Anderson quickly realigns himself and says, "But then Plainview realizes his tragedy and reunites with his son."

Nothing from the studio exec.

"Uh, um, okay maybe Plainview joins forces with Sunday and decides to become a new man."

Still nothing.

"Okay, I got it, Sunday comes by, Plainview goes batshit insane, chases him around the bowling alley hurling bowling balls at him while screaming, 'I am the Third Revelation' then beats Sunday to death with a bowling pin!"

BINGO!

"We'll call it Oil Nuts!"

I think there could have been straighter played, more dignified, more overtly tragic endings to this movie but I don't think there could have been a better one. I have seen many a stoic character study that ends in understated silence. I believe many are excellent (such as The Godfather Part II, although I am not its biggest fan) but every now and then it makes me feel good to know that there is a filmmaker as reckless as Paul Thomas Anderson (rubber dicks, frog downpours, bowling pin clubbings). I have a feeling as he makes more movies he will become more sedate and subdued and learned in the wise ways of constructing a stoic character study in which Burt Reynolds, Marky Mark and the music of E.L.O. have no place. There will be no room for hyper-acted scenes where characters scream phrases like "Drainage Eli!" and "I drink your milkshake! I drink it up!" or biblical plagues in the middle of Los Angeles. There will be more Godfather, Part II and less Apocalypse Now. And certainly no room for One From the Heart.

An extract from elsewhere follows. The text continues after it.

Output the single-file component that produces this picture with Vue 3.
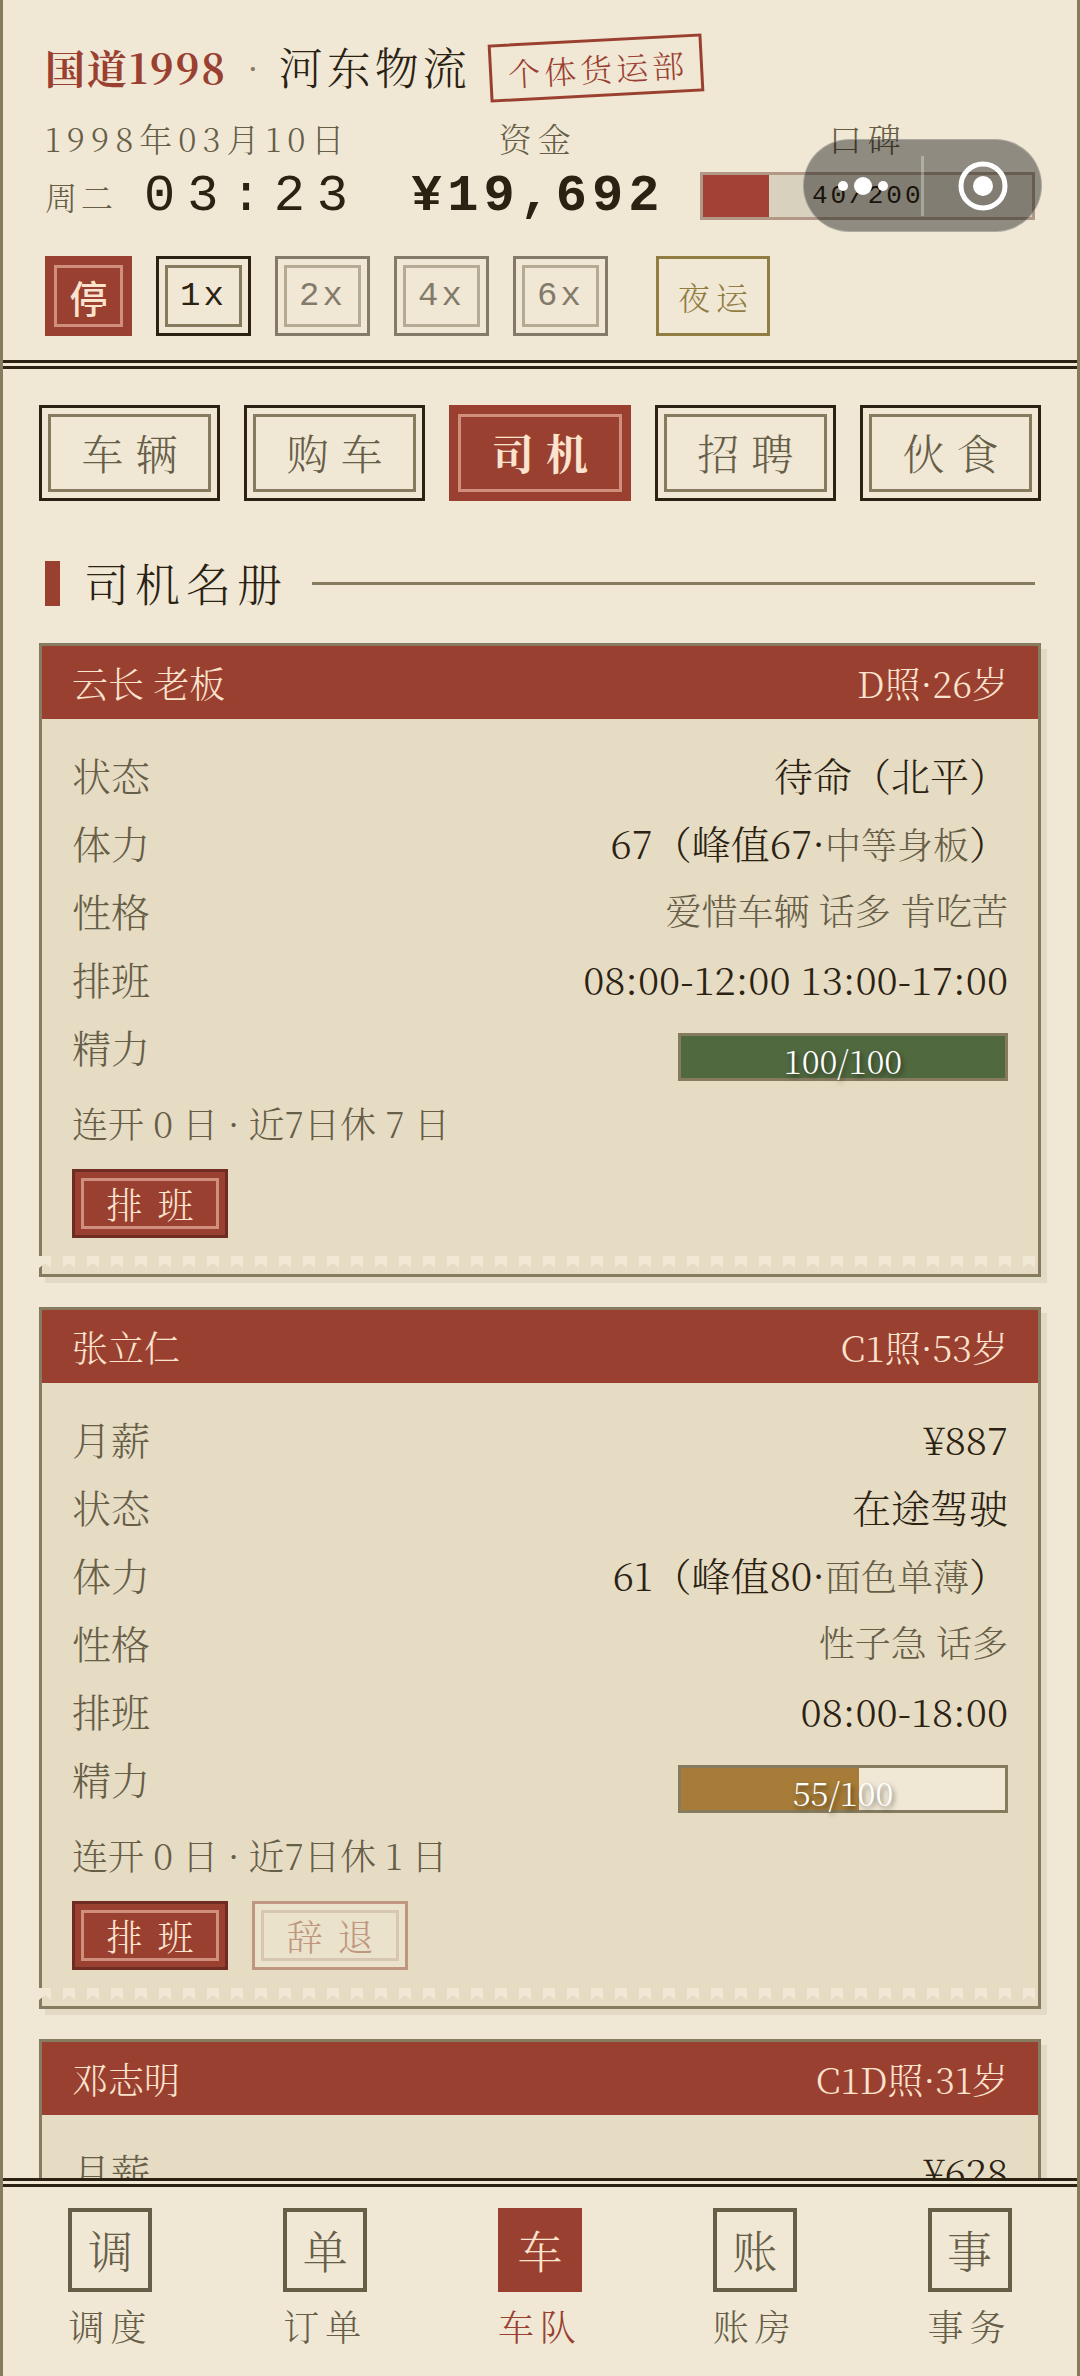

Perhaps it's because I like understated smaller films that when I see a big drama I want it to just barely graze this side of a train wreck. If I'm going to spend three hours on a character study when I believe most good ones can be done in two, I want some goddamn spectacle. I want some madness. I want the filmmaker to do the equivalent of ordering a bunch of Peruvian natives to haul a 320 ton steamer over a mountain. And dammit, I want Michael Corleone to get off that damn bench, run inside the boathouse, call Tom Hagen a "basket bastard" and then club Al Neri to death with the row boat anchor. I'd drink that milkshake! I'd drink it up.